### REQUIREMENT
Pick out every line that holds the string "this" and copy it.

### MATERIAL PROVIDED

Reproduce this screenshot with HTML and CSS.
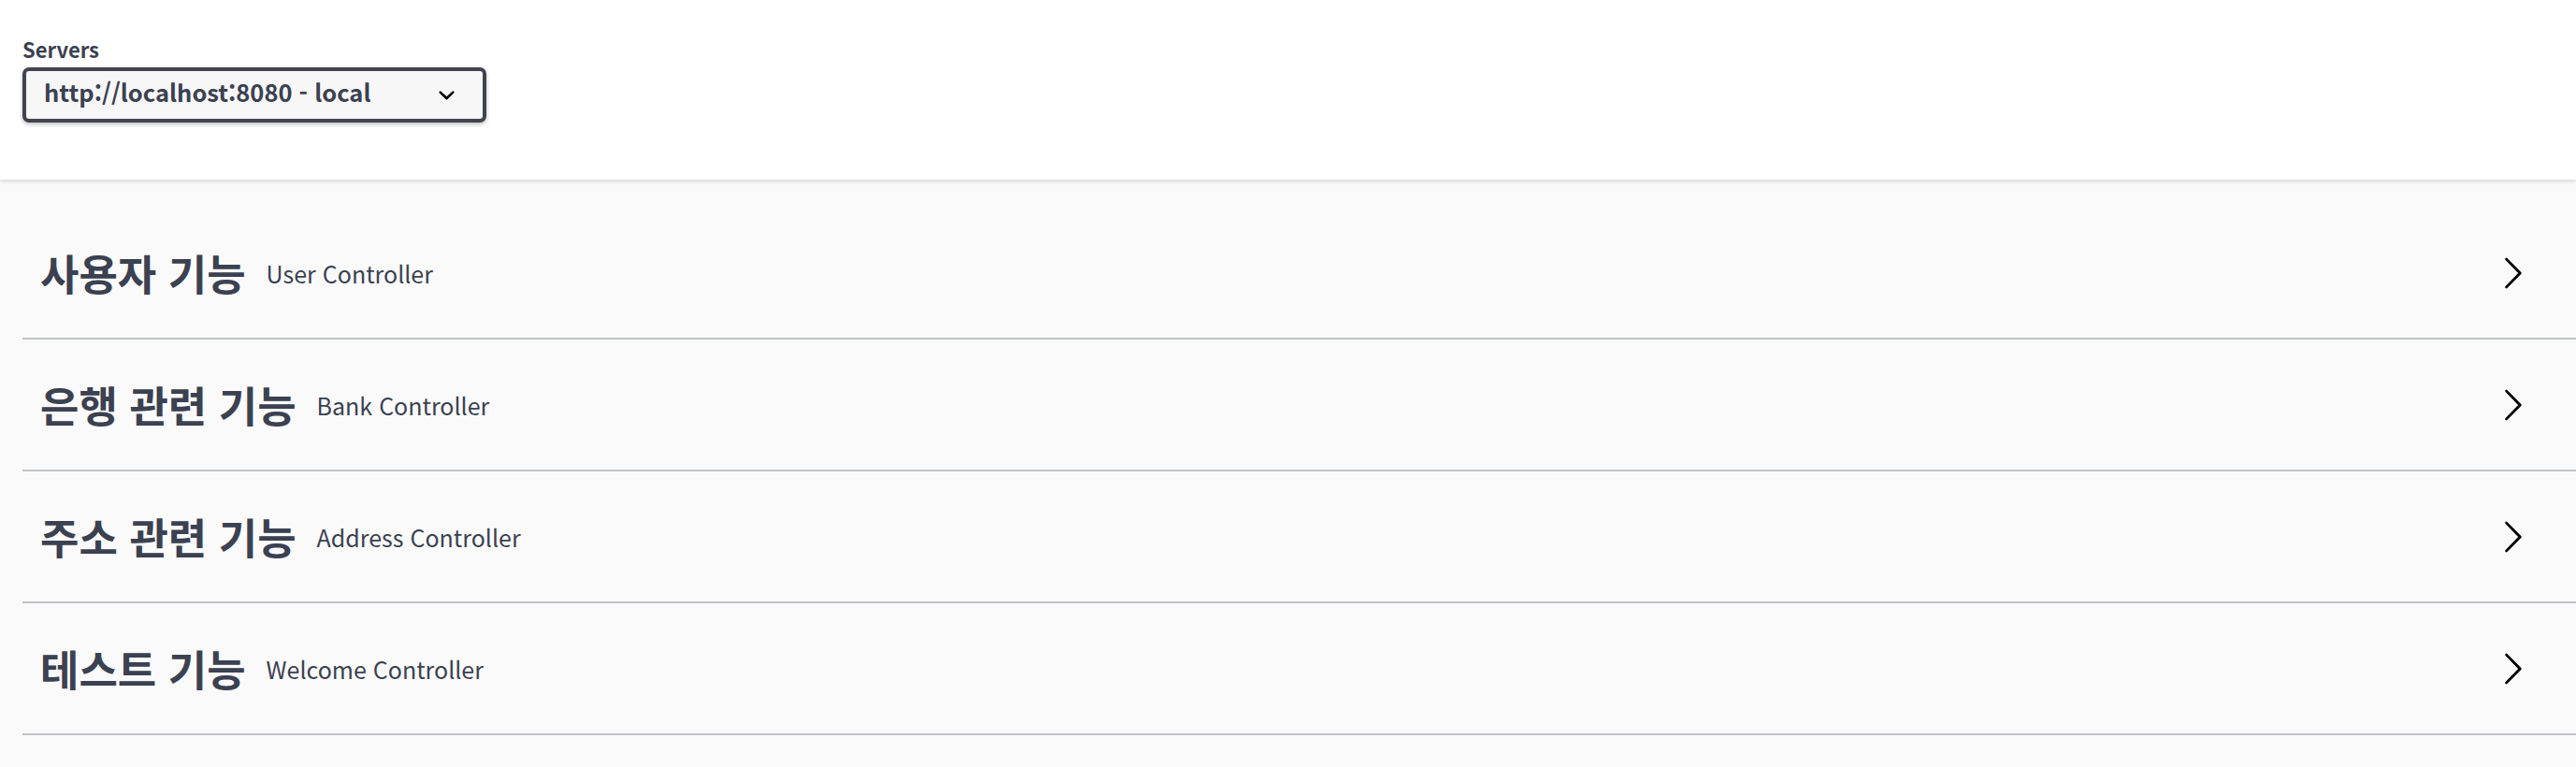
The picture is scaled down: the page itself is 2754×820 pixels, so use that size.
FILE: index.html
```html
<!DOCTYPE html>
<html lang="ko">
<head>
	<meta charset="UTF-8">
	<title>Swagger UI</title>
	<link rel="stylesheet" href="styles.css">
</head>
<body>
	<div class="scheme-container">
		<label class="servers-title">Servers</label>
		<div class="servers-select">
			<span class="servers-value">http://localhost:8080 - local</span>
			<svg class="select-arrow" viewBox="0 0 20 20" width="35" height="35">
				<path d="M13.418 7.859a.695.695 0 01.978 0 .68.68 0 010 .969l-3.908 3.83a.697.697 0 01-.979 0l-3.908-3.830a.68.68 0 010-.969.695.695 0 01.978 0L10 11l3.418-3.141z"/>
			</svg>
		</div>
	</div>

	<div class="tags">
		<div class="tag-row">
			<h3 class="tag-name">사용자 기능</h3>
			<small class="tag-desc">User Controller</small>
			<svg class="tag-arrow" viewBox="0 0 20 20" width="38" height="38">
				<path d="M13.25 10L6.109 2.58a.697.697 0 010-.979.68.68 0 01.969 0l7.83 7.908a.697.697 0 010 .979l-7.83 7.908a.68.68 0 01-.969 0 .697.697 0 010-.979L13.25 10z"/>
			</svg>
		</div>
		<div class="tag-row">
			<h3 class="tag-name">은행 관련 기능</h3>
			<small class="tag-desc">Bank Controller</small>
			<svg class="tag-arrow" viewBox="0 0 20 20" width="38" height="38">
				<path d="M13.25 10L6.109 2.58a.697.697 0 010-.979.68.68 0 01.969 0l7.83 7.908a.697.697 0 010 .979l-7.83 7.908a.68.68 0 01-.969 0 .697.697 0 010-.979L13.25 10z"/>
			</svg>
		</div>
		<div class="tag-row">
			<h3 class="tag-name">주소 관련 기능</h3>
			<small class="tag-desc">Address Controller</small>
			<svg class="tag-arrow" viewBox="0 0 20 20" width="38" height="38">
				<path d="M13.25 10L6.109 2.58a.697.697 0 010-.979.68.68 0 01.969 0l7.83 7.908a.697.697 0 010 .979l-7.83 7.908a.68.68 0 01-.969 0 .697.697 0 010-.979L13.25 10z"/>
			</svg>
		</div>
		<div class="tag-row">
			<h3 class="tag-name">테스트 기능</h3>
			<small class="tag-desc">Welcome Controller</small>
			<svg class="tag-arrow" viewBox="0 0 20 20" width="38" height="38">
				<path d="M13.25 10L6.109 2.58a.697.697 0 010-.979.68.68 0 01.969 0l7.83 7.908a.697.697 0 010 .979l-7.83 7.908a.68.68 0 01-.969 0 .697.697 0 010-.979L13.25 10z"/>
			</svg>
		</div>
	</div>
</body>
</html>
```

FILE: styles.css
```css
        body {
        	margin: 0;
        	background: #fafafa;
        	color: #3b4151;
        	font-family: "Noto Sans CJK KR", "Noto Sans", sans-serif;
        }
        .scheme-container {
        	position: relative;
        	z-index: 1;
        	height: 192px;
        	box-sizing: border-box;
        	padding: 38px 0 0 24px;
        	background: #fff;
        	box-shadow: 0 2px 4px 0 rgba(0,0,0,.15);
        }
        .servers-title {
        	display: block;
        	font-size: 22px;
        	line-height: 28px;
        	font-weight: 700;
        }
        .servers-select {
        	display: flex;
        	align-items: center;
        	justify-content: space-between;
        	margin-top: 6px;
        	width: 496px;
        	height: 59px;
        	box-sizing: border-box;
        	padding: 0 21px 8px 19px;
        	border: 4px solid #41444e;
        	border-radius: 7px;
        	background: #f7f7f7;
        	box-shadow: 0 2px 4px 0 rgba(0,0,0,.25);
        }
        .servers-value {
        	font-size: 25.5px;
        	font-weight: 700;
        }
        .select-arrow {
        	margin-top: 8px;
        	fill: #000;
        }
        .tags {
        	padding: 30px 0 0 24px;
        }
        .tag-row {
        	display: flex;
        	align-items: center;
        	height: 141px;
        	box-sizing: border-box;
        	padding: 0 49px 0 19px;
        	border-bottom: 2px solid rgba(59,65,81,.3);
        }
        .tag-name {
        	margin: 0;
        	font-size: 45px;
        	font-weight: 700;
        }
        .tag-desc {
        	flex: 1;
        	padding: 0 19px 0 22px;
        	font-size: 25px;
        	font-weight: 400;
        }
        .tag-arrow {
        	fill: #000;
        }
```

---

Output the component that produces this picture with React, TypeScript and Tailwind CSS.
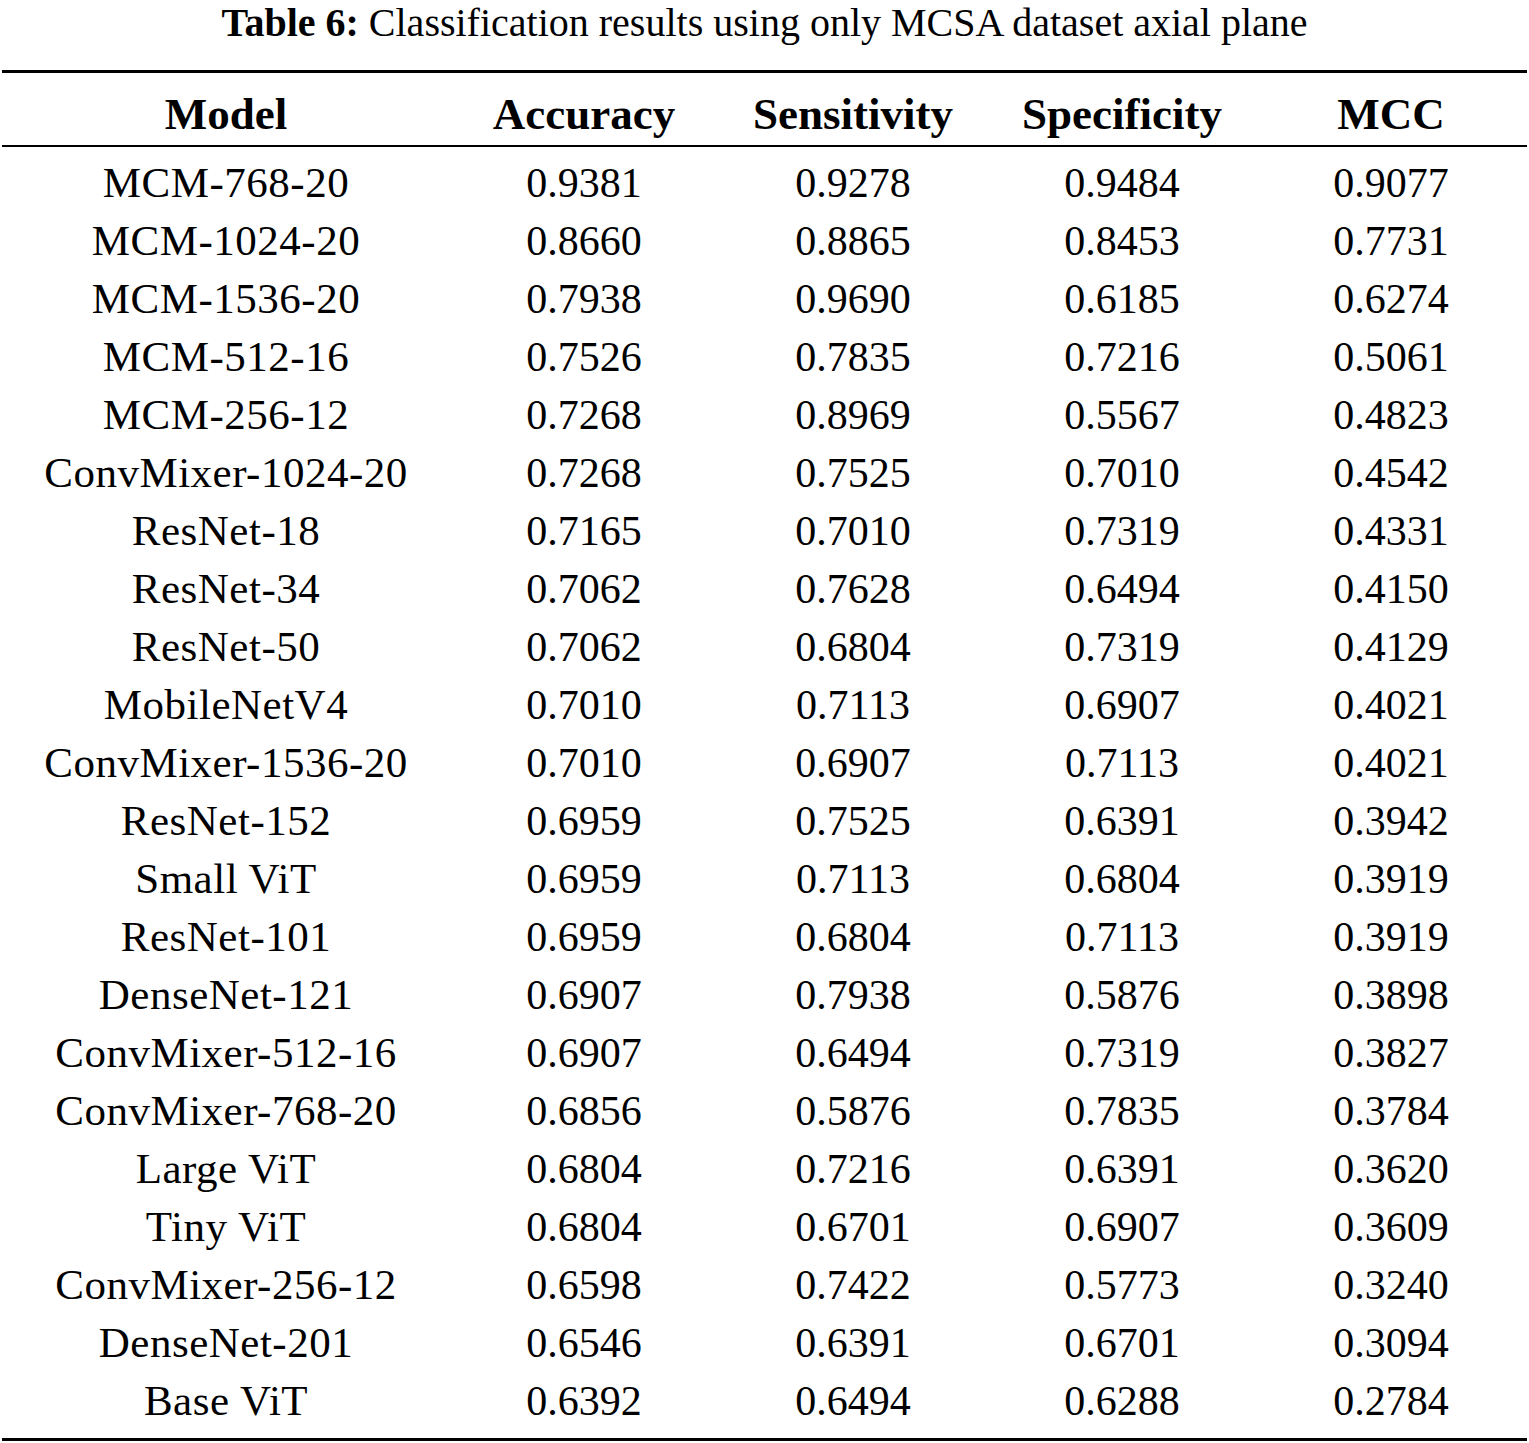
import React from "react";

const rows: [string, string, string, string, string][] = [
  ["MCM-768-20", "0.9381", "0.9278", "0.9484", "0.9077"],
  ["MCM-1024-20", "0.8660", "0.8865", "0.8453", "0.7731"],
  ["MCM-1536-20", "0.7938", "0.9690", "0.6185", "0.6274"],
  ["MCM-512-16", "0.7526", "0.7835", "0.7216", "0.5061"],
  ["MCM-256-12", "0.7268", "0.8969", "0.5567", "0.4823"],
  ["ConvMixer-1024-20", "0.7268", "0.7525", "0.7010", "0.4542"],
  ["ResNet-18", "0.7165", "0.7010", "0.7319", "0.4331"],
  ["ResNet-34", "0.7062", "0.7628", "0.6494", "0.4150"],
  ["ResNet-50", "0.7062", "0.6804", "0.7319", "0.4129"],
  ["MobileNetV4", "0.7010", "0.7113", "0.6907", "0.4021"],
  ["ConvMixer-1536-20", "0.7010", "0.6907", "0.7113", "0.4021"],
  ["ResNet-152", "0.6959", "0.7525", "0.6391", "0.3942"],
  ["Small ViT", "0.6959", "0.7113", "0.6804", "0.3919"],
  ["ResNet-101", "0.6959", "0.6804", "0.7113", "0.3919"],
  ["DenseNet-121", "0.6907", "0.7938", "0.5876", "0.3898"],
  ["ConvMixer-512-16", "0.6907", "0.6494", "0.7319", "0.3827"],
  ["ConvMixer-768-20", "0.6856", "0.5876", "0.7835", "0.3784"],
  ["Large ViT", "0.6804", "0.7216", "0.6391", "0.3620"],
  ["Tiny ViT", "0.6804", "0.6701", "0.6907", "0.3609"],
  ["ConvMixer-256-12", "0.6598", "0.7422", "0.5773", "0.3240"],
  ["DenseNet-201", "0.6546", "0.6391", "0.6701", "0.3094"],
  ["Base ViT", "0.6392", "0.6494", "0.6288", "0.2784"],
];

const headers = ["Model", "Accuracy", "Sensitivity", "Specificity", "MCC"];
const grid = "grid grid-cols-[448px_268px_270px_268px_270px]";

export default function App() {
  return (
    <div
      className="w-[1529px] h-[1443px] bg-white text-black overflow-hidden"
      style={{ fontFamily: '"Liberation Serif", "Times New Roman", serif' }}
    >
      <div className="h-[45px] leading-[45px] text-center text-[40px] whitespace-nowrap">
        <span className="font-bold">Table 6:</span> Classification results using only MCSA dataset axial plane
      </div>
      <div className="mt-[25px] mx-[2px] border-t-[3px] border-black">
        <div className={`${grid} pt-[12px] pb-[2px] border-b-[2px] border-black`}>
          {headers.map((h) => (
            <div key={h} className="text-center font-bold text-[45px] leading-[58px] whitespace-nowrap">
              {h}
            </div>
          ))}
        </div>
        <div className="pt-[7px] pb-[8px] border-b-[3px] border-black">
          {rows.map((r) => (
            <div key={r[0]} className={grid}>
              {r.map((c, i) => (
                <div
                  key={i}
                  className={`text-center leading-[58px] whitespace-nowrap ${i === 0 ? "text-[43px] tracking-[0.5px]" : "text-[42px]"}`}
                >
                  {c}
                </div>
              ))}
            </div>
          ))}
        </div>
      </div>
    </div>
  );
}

### EXERCISE SOLUTION
Reproduce this screenshot with HTML and CSS.
Output the component that produces this picture with React, TypeScript and Tailwind CSS.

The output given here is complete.